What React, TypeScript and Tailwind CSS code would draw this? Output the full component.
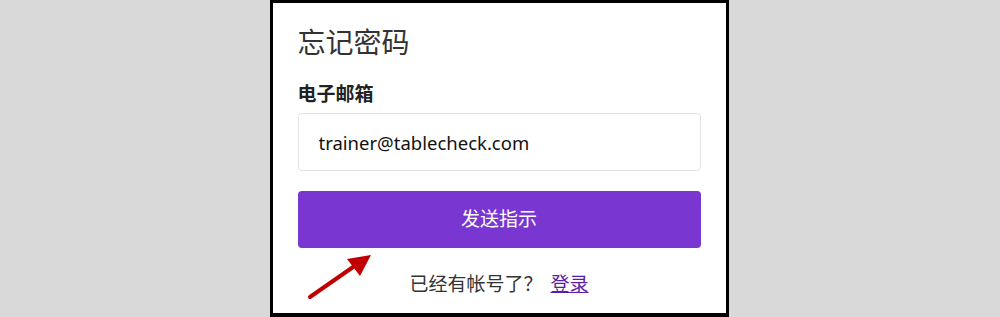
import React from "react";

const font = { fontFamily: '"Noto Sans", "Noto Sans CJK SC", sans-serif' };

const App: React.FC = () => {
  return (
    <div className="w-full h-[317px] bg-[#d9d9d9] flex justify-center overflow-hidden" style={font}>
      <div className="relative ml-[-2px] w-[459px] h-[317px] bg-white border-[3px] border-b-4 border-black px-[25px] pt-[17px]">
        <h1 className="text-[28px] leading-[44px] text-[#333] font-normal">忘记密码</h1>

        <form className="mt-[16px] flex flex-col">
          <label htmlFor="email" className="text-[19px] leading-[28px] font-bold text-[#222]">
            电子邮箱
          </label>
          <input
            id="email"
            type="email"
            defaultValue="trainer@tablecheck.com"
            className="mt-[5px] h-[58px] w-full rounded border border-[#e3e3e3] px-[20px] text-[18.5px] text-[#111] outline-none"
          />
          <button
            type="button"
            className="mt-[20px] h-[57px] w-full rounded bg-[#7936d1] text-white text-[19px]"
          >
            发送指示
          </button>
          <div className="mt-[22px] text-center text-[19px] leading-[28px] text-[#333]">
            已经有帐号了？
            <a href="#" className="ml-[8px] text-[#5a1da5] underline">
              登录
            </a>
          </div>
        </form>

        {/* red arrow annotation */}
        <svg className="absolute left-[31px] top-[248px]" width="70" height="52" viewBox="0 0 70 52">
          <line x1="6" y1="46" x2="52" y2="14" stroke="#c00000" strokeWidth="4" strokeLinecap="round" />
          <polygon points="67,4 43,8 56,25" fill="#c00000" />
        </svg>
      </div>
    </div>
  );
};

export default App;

+++++

Print the whole listing above once more, word for word, without its pictures.

What React, TypeScript and Tailwind CSS code would draw this? Output the full component.
import React from "react";

const font = { fontFamily: '"Noto Sans", "Noto Sans CJK SC", sans-serif' };

const App: React.FC = () => {
  return (
    <div className="w-full h-[317px] bg-[#d9d9d9] flex justify-center overflow-hidden" style={font}>
      <div className="relative ml-[-2px] w-[459px] h-[317px] bg-white border-[3px] border-b-4 border-black px-[25px] pt-[17px]">
        <h1 className="text-[28px] leading-[44px] text-[#333] font-normal">忘记密码</h1>

        <form className="mt-[16px] flex flex-col">
          <label htmlFor="email" className="text-[19px] leading-[28px] font-bold text-[#222]">
            电子邮箱
          </label>
          <input
            id="email"
            type="email"
            defaultValue="trainer@tablecheck.com"
            className="mt-[5px] h-[58px] w-full rounded border border-[#e3e3e3] px-[20px] text-[18.5px] text-[#111] outline-none"
          />
          <button
            type="button"
            className="mt-[20px] h-[57px] w-full rounded bg-[#7936d1] text-white text-[19px]"
          >
            发送指示
          </button>
          <div className="mt-[22px] text-center text-[19px] leading-[28px] text-[#333]">
            已经有帐号了？
            <a href="#" className="ml-[8px] text-[#5a1da5] underline">
              登录
            </a>
          </div>
        </form>

        {/* red arrow annotation */}
        <svg className="absolute left-[31px] top-[248px]" width="70" height="52" viewBox="0 0 70 52">
          <line x1="6" y1="46" x2="52" y2="14" stroke="#c00000" strokeWidth="4" strokeLinecap="round" />
          <polygon points="67,4 43,8 56,25" fill="#c00000" />
        </svg>
      </div>
    </div>
  );
};

export default App;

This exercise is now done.